Q: What do I say if my product is not uniquely featured but is clearly better for a specific use case or audience?
Position on fit and specificity, not on feature uniqueness. A buyer who lands on your homepage and immediately thinks "this is for me" is already sold on the position. "The obvious choice for [specific person] doing [specific job]" is a stronger claim than a feature list because the buyer can self-select without reading the docs.
Q: How do I find the real white space instead of just copying competitor taglines?
Run the three-question worksheet: what you do better, what competitors do that you don't, and which pain you solve more completely. The gap between what competitors promise and what a specific buyer actually needs is where white space lives. Map competitors on meaningful dimensions, audience, job, workflow, and look for the overlap you own.
Q: How should positioning change between an early MVP and a more mature SaaS offering?

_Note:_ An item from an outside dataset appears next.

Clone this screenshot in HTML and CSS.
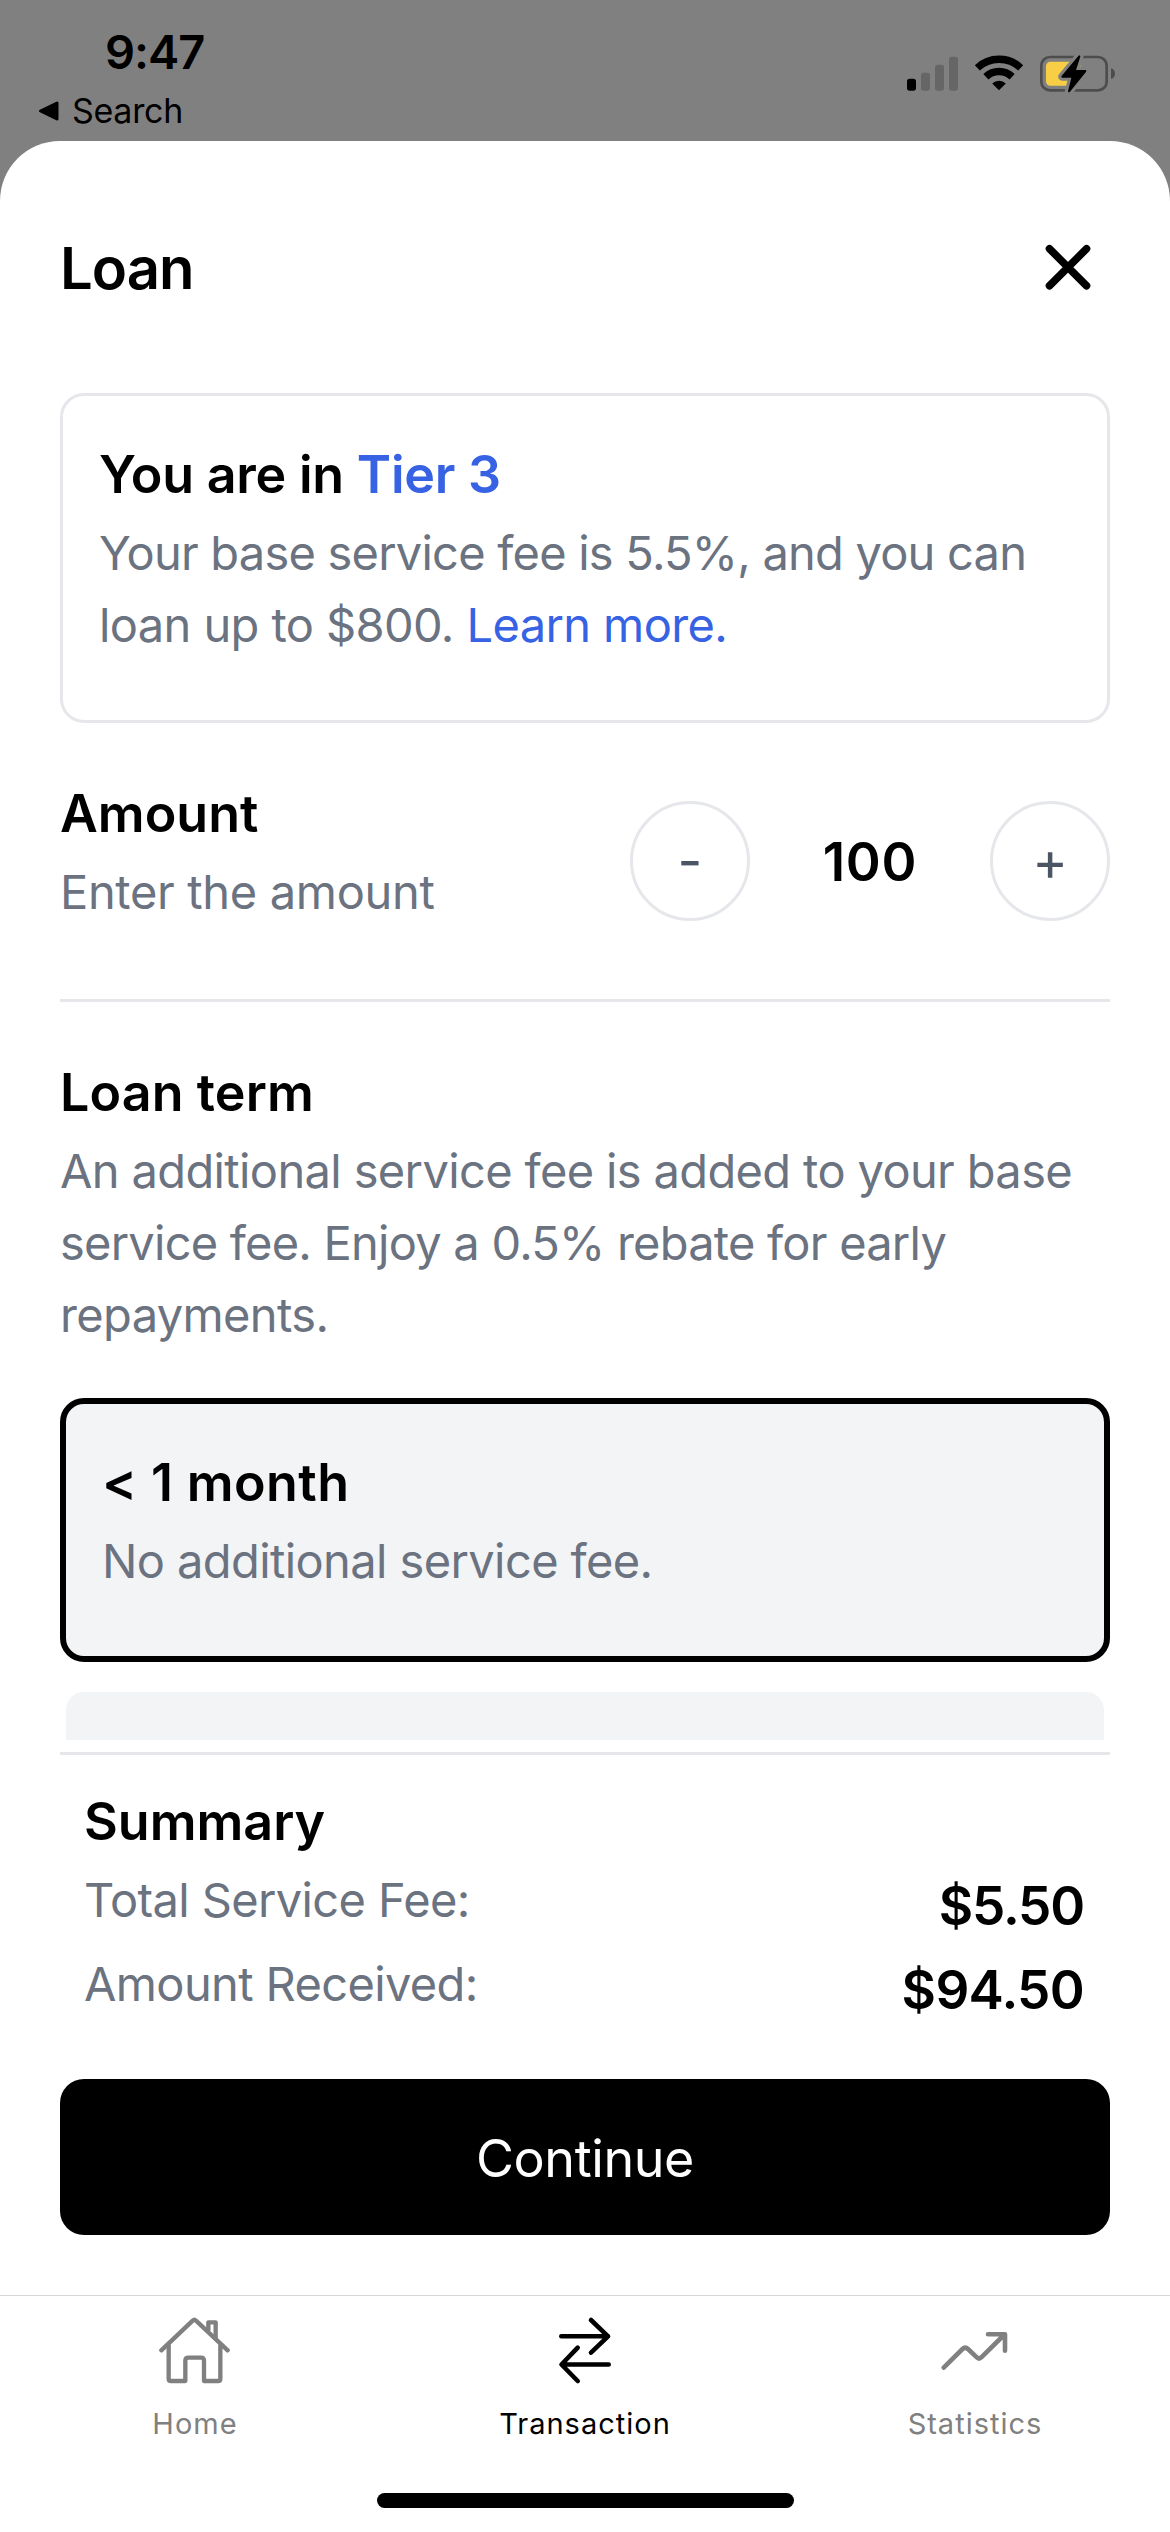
FILE: index.html
```html
<!DOCTYPE html>
<html lang="en">
<head>
<meta charset="utf-8">
<title>Loan</title>
<link rel="stylesheet" href="styles.css">
</head>
<body>
<div class="screen">
  <header class="status">
    <div class="status-left">
      <div class="time">9:47</div>
      <div class="back">
        <svg width="22" height="22" viewBox="0 0 22 22"><path d="M2.500 11 L19 3 V19 Z" fill="#000" stroke="#000" stroke-width="3" stroke-linejoin="round"/></svg>
        <span>Search</span>
      </div>
    </div>
    <svg class="status-icons" viewBox="105 160 636 126">
      <rect x="111" y="237" width="27" height="36" rx="8"/>
      <g fill="#666">
        <rect x="153" y="219" width="27" height="54" rx="8"/>
        <rect x="195" y="195" width="27" height="78" rx="8"/>
        <rect x="237" y="171" width="27" height="102" rx="8"/>
      </g>
      <g fill="none" stroke="#000" stroke-width="22">
        <path d="M322 204.500 A95 95 0 0 1 452 204.500"/>
        <path d="M347.500 231.300 A57.500 57.500 0 0 1 426.500 231.300"/>
      </g>
      <path d="M387 272 L366.500 251.500 A30 30 0 0 1 407.500 251.500 Z"/>
      <rect x="514" y="172" width="196" height="100" rx="26" fill="none" stroke="#4d4d4d" stroke-width="8"/>
      <path d="M723 206 Q735 210 735 222 Q735 234 723 238 Z" fill="#4d4d4d"/>
      <rect x="528" y="186" width="105" height="72" rx="13" fill="#f7ce46"/>
      <path d="M628 170 L577 231 H608 L597 275 L646 214 H614 Z" fill="#808080" stroke="#808080" stroke-width="25" stroke-linejoin="round"/>
      <path d="M628 170 L577 231 H608 L597 275 L646 214 H614 Z" stroke="#000" stroke-width="6" stroke-linejoin="round"/>
    </svg>
  </header>

  <main class="sheet">
    <div class="sheet-head">
      <h1>Loan</h1>
      <svg width="48" height="48" viewBox="0 0 48 48"><path d="M5.500 4.800 L42.500 41.800 M42.500 4.800 L5.500 41.800" stroke="#000" stroke-width="7.600" stroke-linecap="round"/></svg>
    </div>

    <section class="card">
      <h2 class="tier">You are in <span class="blue">Tier 3</span></h2>
      <p class="copy"><span class="fee">Your base service fee is 5.5%, and you can</span><br>loan up to $800. <span class="blue">Learn more.</span></p>
    </section>

    <section class="amount">
      <div>
        <h2>Amount</h2>
        <p class="hint">Enter the amount</p>
      </div>
      <div class="stepper">
        <button class="round">-</button>
        <span class="value">100</span>
        <button class="round">+</button>
      </div>
    </section>

    <section class="term">
      <h2 class="term-title">Loan term</h2>
      <p>An additional service fee is added to your base<br><span class="rebate">service fee. Enjoy a 0.5% rebate for early</span><br>repayments.</p>
    </section>

    <div class="options">
      <div class="option selected">
        <h2 class="month">&lt; 1 month</h2>
        <p>No additional service fee.</p>
      </div>
      <div class="option"></div>
    </div>

    <section class="summary">
      <h2>Summary</h2>
      <div class="line"><p>Total Service Fee:</p><strong>$5.50</strong></div>
      <div class="line"><p>Amount Received:</p><strong class="received">$94.50</strong></div>
    </section>

    <button class="continue">Continue</button>
  </main>

  <nav class="tabs">
    <div class="tab">
      <svg width="74" height="70" viewBox="174 138 222 210"><g fill="none" stroke="#808080" stroke-width="13" stroke-linecap="round" stroke-linejoin="round"><path d="M184 241 L278 152 Q283 147 288 152 L383 241"/><path d="M206 225 V326 Q206 333 213 333 H256 V272 Q256 263 265 263 H303 Q312 263 312 272 V333 H354 Q361 333 361 326 V225"/><path d="M325 180 V157 H347 V203"/></g></svg>
      <span>Home</span>
    </div>
    <div class="tab active">
      <svg width="74" height="70" viewBox="0 0 74 70"><path d="M13.300 20.300 H60 M43 4 L60 20.300 L43 36.600 M60.700 48.500 H14 M29.700 31.700 L13.500 48.500 L29.700 65" fill="none" stroke="#000" stroke-width="4.600" stroke-linecap="round" stroke-linejoin="round"/></svg>
      <span>Transaction</span>
    </div>
    <div class="tab">
      <svg width="74" height="70" viewBox="0 0 74 70"><path d="M5.700 51.700 L24.500 33 Q27.200 30.500 30 33 L38.500 41.200 Q41 43.700 43.600 41.200 L66.500 18.500 M50 18.200 H67 V34.800" fill="none" stroke="#808080" stroke-width="4.600" stroke-linecap="round" stroke-linejoin="round"/></svg>
      <span>Statistics</span>
    </div>
  </nav>
  <div class="home-indicator"></div>
</div>
</body>
</html>
```
FILE: styles.css
```css
* { box-sizing: border-box; margin: 0; padding: 0; }

body { background: #808080; color: #000; font-family: Inter, "Liberation Sans", sans-serif; }
svg { display: block; flex: none; }
button { font-family: inherit; }

.screen { width: 1170px; height: 2532px; display: flex; flex-direction: column; background: linear-gradient(#808080 300px, #fff 300px); overflow: hidden; }

.status { height: 141px; flex: none; display: flex; justify-content: space-between; padding: 24px 53px 0 38px; }
.time { font-size: 47px; line-height: 56px; font-weight: 600; letter-spacing: -1px; padding-left: 67px; }
.back { display: flex; align-items: center; gap: 12px; margin-top: 11px; font-size: 34px; line-height: 40px; letter-spacing: -.3px; }
.status-icons { width: 212px; height: 42px; margin-top: 29px; }

.sheet { flex: none; height: 2154px; background: #fff; border-radius: 60px 60px 0 0; padding: 91px 60px 0; }
.sheet-head { display: flex; justify-content: space-between; align-items: center; height: 72px; padding-right: 18px; }
h1 { font-size: 58px; line-height: 72px; font-weight: 600; letter-spacing: -1px; }
h2 { font-size: 52px; line-height: 84px; font-weight: 600; letter-spacing: 0; }
p { font-size: 47px; line-height: 72px; color: #6b7280; letter-spacing: -.63px; white-space: nowrap; }
.blue { color: #3662e3; }

.card { height: 330px; margin-top: 89px; border: 3px solid #e5e7eb; border-radius: 24px; padding: 37px 36px 0; }
.tier { letter-spacing: -.23px; }
.copy { letter-spacing: -.6px; }
.fee { letter-spacing: -.77px; }

.amount { display: flex; justify-content: space-between; align-items: flex-start; margin-top: 49px; padding-bottom: 71px; border-bottom: 3px solid #e5e7eb; }
.hint { letter-spacing: -.33px; }
.stepper { display: flex; align-items: center; margin-top: 29px; }
.round { width: 120px; height: 120px; border: 3px solid #e5e7eb; border-radius: 50%; background: #fff; color: #4b5563; font-size: 54px; line-height: 72px; }
.value { width: 240px; text-align: center; font-size: 53px; line-height: 80px; font-weight: 600; letter-spacing: .8px; padding-top: 2px; }

.term { margin-top: 49px; }
.term-title { letter-spacing: .1px; }
.rebate { letter-spacing: -.76px; }

.options { height: 342px; margin-top: 47px; display: flex; flex-direction: column; gap: 24px; overflow: hidden; }
.option { flex: none; height: 264px; border: 6px solid #fff; border-radius: 24px; background: #f3f4f6; padding: 37px 36px 0; }
.selected { border-color: #000; }
.selected p { letter-spacing: -.6px; }
.month { letter-spacing: .4px; }

.summary { margin-top: 12px; border-top: 3px solid #e5e7eb; padding: 25px 26px 0 24px; }
.line { display: flex; justify-content: space-between; height: 84px; }
strong { font-size: 53px; line-height: 84px; font-weight: 600; letter-spacing: -1.2px; }
.received { letter-spacing: -.7px; }

.continue { display: block; width: 100%; height: 156px; margin-top: 47px; border: 0; border-radius: 24px; background: #000; color: #fff; font-size: 52px; letter-spacing: -.4px; padding-top: 2px; }

.tabs { flex: none; height: 198px; display: flex; background: #fff; border-top: 1px solid #d8d8d8; padding-top: 20px; }
.tab { flex: 1; display: flex; flex-direction: column; align-items: center; gap: 20px; color: #808080; font-size: 29px; line-height: 36px; letter-spacing: 1px; }
.active { color: #000; }
.home-indicator { flex: none; width: 417px; height: 15px; border-radius: 8px; background: #000; align-self: center; }
```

Early positioning should stay close to the real use case that is working today, the one or two customers who get it immediately. Do not widen the claim to cover everyone the product might eventually serve. Mature positioning can expand only after the product supports it, when the stable core is proven and new workflows are documented, not when the roadmap says they are coming.
Conclusion
Every weak positioning claim creates rework across three surfaces, homepage, demo, and sales conversation, on every release. The fix is not a better tagline. It is a claim narrow enough to prove in the demo, grounded in what the code actually does, and stable enough to survive next sprint. This week: map your product against two direct competitors on audience, job, and workflow. Write one positioning statement using the category-audience-problem-differentiator template. Test it against your homepage hero. If the claim is falsifiable, you have a position. If it could apply to three competitors, start over.